The performance of the ANN depends on many design parameters, such as the training/testing dataset ratio, number of the hidden (training) layers, the number of neurons in each training layer, and the training and transferring functions. The optimization of different combinations of these design parameters requires a long computational time.
Differential evolution (DE) is an accurate, reliable, fast, and robust optimization technique, which has been used to solve effectively different numerical optimization problems. The main limitation for the DE is the need to set the values of the DE control parameters which is problem-dependent, thus, parameter tuning is time-consuming. Omran et al. [31] developed the self-adaptive differential evolution (SaDE) algorithm, which does not require parameter tuning.
In this study, the SaDE optimization algorithm will be used to speed up the optimization process to select the different design parameters of the ANN model to predict Estatic. A new empirical correlation for estimating Estatic for sandstone reservoirs will be developed based on the extracted weights and biases of the optimized ANN model.

3.1. Data Preparation

In this study, the ANN model was trained using well log data of bulk density, compressional time, and shear time as inputs to predict the core-derived Estatic as an output. The input well log data has been selected based on their correlation coefficient with Estatic, the importance of the input parameters considered in this study in estimating Estatic is reported by several previous studies. Eissa and Kazi [20] confirmed the ability of improving Estatic prediction by incorporating the formation density, and the necessity of Edynamic, which is dependent on the compressional and shear transit times as reported by several previous studies [21,22,23,24].
Data collected in this study are from four wells: 598 data points from Well-A; 34 data points from Well-B; six data points from Well-C; and 11 data points from Well-D. The majority of the data belongs to Well-A, therefore, it will be used to build and test the ANN model which will then be used to develop an ANN-based correlation. The rest of the unseen data which was collected from Well -B, Well-C, and Well-D will be used to validate the developed ANN-based correlation. All the study data are collected from sandstone formations in the Middle East.
Data preparation and preprocessing are the most important steps to ensure a highly accurate prediction of the objective property using any of the AI techniques [32]. As stated earlier the input variables are log-derived, which will be used to predict a core-derived output. Thus, the first step in this study is to perform a depth matching between the core-derived Estatic and the log data, gamma ray log was considered to perform the data matching. Then, statistical analysis was performed on the input and output parameters to remove data outliers. For the purpose of outlier removal, all parameter values without a range of ±3.0 standard deviation are considered an outlier and not considered to develop the ANN model. Six data points (outliers) from Well-A were removed in this process.

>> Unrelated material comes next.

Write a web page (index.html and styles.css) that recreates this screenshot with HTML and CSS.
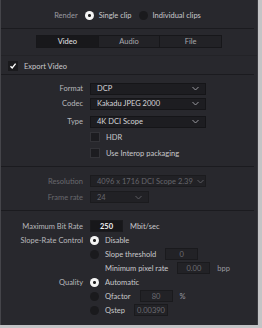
FILE: index.html
```html
<!DOCTYPE html>
<html lang="en">
<head>
  <meta charset="UTF-8" />
  <title>Render Settings</title>
  <link rel="stylesheet" href="styles.css">
</head>
<body>
  <div class="panel">

    <div class="render-row">
      <span class="dim">Render</span>
      <span class="radio on"></span><span>Single clip</span>
      <span class="radio"></span><span>Individual clips</span>
    </div>

    <div class="tabs-area">
      <div class="tabs">
        <div class="tab active">Video</div>
        <div class="tab">Audio</div>
        <div class="tab">File</div>
      </div>
    </div>

    <div class="export-row">
      <span class="check on">
        <svg width="8" height="8" viewBox="0 0 8 8"><path d="M1.5 4.2 L3.2 6 L6.6 1.6" fill="none" stroke="#fff" stroke-width="1.4"/></svg>
      </span>
      <span>Export Video</span>
    </div>

    <div class="section">
      <div class="row">
        <label class="lbl">Format</label>
        <div class="select">DCP<svg class="chev" width="7" height="5" viewBox="0 0 7 5"><path d="M0.5 1 L3.5 4 L6.5 1" fill="none" stroke="#9a9aa0" stroke-width="1"/></svg></div>
      </div>
      <div class="row">
        <label class="lbl">Codec</label>
        <div class="select">Kakadu JPEG 2000<svg class="chev" width="7" height="5" viewBox="0 0 7 5"><path d="M0.5 1 L3.5 4 L6.5 1" fill="none" stroke="#9a9aa0" stroke-width="1"/></svg></div>
      </div>
      <div class="row type-row">
        <label class="lbl">Type</label>
        <div class="select">4K DCI Scope<svg class="chev" width="7" height="5" viewBox="0 0 7 5"><path d="M0.5 1 L3.5 4 L6.5 1" fill="none" stroke="#9a9aa0" stroke-width="1"/></svg></div>
      </div>
      <div class="row opt-row">
        <span class="lbl"></span>
        <span class="check"></span><span>HDR</span>
      </div>
      <div class="row opt-row">
        <span class="lbl"></span>
        <span class="check"></span><span>Use Interop packaging</span>
      </div>
    </div>

    <div class="section disabled">
      <div class="row">
        <label class="lbl">Resolution</label>
        <div class="select">4096 x 1716 DCI Scope 2.39<svg class="chev" width="7" height="5" viewBox="0 0 7 5"><path d="M0.5 1 L3.5 4 L6.5 1" fill="none" stroke="#5c5c62" stroke-width="1"/></svg></div>
      </div>
      <div class="row">
        <label class="lbl">Frame rate</label>
        <div class="select short">24<svg class="chev" width="7" height="5" viewBox="0 0 7 5"><path d="M0.5 1 L3.5 4 L6.5 1" fill="none" stroke="#5c5c62" stroke-width="1"/></svg></div>
      </div>
    </div>

    <div class="section last">
      <div class="row">
        <label class="lbl">Maximum Bit Rate</label>
        <span class="field bright">250</span>
        <span class="unit">Mbit/sec</span>
      </div>
      <div class="row">
        <label class="lbl">Slope-Rate Control</label>
        <span class="radio on"></span><span>Disable</span>
      </div>
      <div class="row">
        <span class="lbl"></span>
        <span class="radio"></span><span>Slope threshold</span>
        <span class="field">0</span>
      </div>
      <div class="row">
        <span class="lbl"></span>
        <span class="indent">Minimum pixel rate</span>
        <span class="field">0.00</span>
        <span class="unit dim">bpp</span>
      </div>
      <div class="row">
        <label class="lbl">Quality</label>
        <span class="radio on"></span><span>Automatic</span>
      </div>
      <div class="row">
        <span class="lbl"></span>
        <span class="radio"></span><span>Qfactor</span>
        <span class="field">80</span>
        <span class="unit dim">%</span>
      </div>
      <div class="row">
        <span class="lbl"></span>
        <span class="radio"></span><span>Qstep</span>
        <span class="field qstep">0.00390</span>
      </div>
    </div>

  </div>
</body>
</html>
```

FILE: styles.css
```css
body {
  margin: 0;
  background-color: #c4c4c6;
  font-family: 'Lato', sans-serif;
  font-size: 7.5px;
  color: #c9c9cc;
  white-space: nowrap;
}

.panel {
  width: 258px;
  height: 325px;
  background-color: #28282d;
  border-left: 1px solid #45454a;
  border-right: 1px solid #3a3a3f;
  box-sizing: border-box;
  overflow: hidden;
}

.dim {
  color: #9a9aa0;
}

.render-row {
  height: 29px;
  display: flex;
  align-items: center;
  justify-content: center;
  gap: 4px;
  padding-top: 3px;
  box-sizing: border-box;
  border-bottom: 1px solid #1b1b1f;
  margin-right: 3px;
}

.render-row .radio {
  margin: 0 1px 0 3px;
}

.radio {
  display: inline-block;
  width: 9px;
  height: 9px;
  border-radius: 50%;
  background-color: #1a1a1d;
  box-sizing: border-box;
  flex: none;
}

.radio.on {
  background: radial-gradient(circle, #222 0 1.3px, #f4f4f4 1.6px);
}

.tabs-area {
  height: 27px;
  padding-top: 6px;
  box-sizing: border-box;
  border-bottom: 1px solid #232327;
}

.tabs {
  display: flex;
  margin-left: 35px;
  width: 186px;
  height: 13px;
  border: 1px solid #17171a;
  box-sizing: border-box;
}

.tab {
  flex: 1;
  display: flex;
  align-items: center;
  justify-content: center;
  background-color: #222226;
  color: #a9a9ae;
  border-left: 1px solid #17171a;
}

.tab:first-child {
  border-left: none;
}

.tab.active {
  background-color: #18181b;
  color: #e4e4e6;
}

.export-row {
  height: 19px;
  display: flex;
  align-items: center;
  gap: 6px;
  padding-left: 7px;
  padding-top: 2px;
  box-sizing: border-box;
  border-bottom: 1px solid #1b1b1f;
  margin-right: 3px;
}

.check {
  display: inline-flex;
  align-items: center;
  justify-content: center;
  width: 8px;
  height: 8px;
  background-color: #1c1c20;
  border: 1px solid #333338;
  flex: none;
}

.check.on {
  background-color: #1a1a1d;
  border-color: #1a1a1d;
}

.section {
  border-bottom: 1px solid #1b1b1f;
  margin-right: 3px;
  padding: 6px 0 5px;
}

.section.last {
  border-bottom: none;
  padding-top: 8px;
}

.row {
  display: flex;
  align-items: center;
  height: 15px;
  gap: 4px;
}

.type-row {
  margin-top: 3px;
}

.opt-row {
  height: 16px;
}

.opt-row .check {
  margin: 0 2px 0 0;
}

.lbl {
  width: 82px;
  text-align: right;
  margin-right: 3px;
  color: #b8b8bc;
  flex: none;
}

.section.last .radio {
  margin-right: 2px;
}

.select {
  width: 116px;
  height: 12px;
  box-sizing: border-box;
  background-color: #1d1d21;
  border: 1px solid #151518;
  display: flex;
  align-items: center;
  gap: 4px;
  padding: 0 6px 0 6px;
  justify-content: space-between;
  color: #d6d6d9;
}

.chev {
  flex: none;
}

.select.short {
  width: 59px;
}

.disabled .lbl {
  color: #68686e;
}

.disabled .select {
  color: #66666c;
  background-color: #212125;
  border-color: #1b1b1e;
}

.disabled .row {
  height: 16px;
}

.field {
  width: 33px;
  height: 12px;
  box-sizing: border-box;
  background-color: #222226;
  border: 1px solid #1a1a1d;
  color: #6c6c72;
  display: flex;
  align-items: center;
  justify-content: center;
  margin-left: 5px;
}

.field.bright {
  background-color: #17171a;
  color: #f2f2f4;
  font-weight: bold;
  margin-left: 0;
}

.field.qstep {
  width: 34px;
}

.unit {
  margin-left: 3px;
}

.indent {
  margin-left: 15px;
}

.section.last .row {
  height: 14px;
}
```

3.2. Training the ANN Model

The 592 data points of Well-A, log data, and their corresponding core-derived Estatic were considered as valid data to build the ANN model. Sixty-nine percent (409 data points) of Well-A data, were randomly selected to train the ANN model.
Table 1 summarizes the statistical analysis of the training dataset. The analysis shows that the bulk density (ρb) for the input dataset ranges from 2.312–2.968 g/cm3; the compressional time (ΔTC) ranges between 44.3 and 77.8 μsec/ft; the shear time (ΔTS) is between 73.2 and 136.1 μsec/ft; and Estatic ranges from 7.5–92.8 GPa.
The relative importance of the input parameters is shown in Figure 1. The bulk density and compressional time are strong functions on Estatic with correlation coefficients of 0.724 and −0.815, respectively, while the Estatic dependence on the shear time is moderate with a correlation coefficient of 0.439.
Design parameters of the ANN model were optimized using the SaDE algorithm, the best combination of design parameters is the one that enables prediction of the Estatic with the lowest average absolute percentage error (AAPE), as well as highest correlation coefficient (R) and coefficient of determination (R2). During the optimization process, we evaluated the performance of different training functions such as Levenberg–Marquardt backpropagation (trainlm), gradient descent with momentum backpropagation (traingdm), Gradient descent with adaptive learning rate backpropagation (traingda), Bayesian regularization backpropagation (trainbr), and conjugate gradient (traincgf); different transfer functions such as tan-sigmoid (tansig), log-sigmoid (logsig), and pure line (purelin); number of hidden layers from 1–3; and the number of neurons per each hidden layer from 5 to 30 on estimating the Estatic.
The SaDE algorithm was applied using MATLAB software developed by MathWorks (Natick, Massachusetts, U.S.A.) to select the optimum combinations of the ANN design parameters. Based on the optimization process, the combination of the parameters summarized in Table 2 was found to optimize the ANN performance for Estatic prediction. As listed in Table 2, trainbr is the best training function that optimizes the Estatic predictability of the ANN model. trainbr is a network training function that updates the weight and bias values of for the ANN model based on Levenberg–Marquardt optimization, and it determines the correct output variable after minimizing a combination of weights and squared errors in a process called Bayesian regularization [33]. logsig is the optimum transfer function. The use of a single hidden (training) function (i.e., a single layer) with 20 neurons also optimized predictability of the ANN model for Estatic. Figure 2 shows the structure of the suggested ANN model for Estatic prediction.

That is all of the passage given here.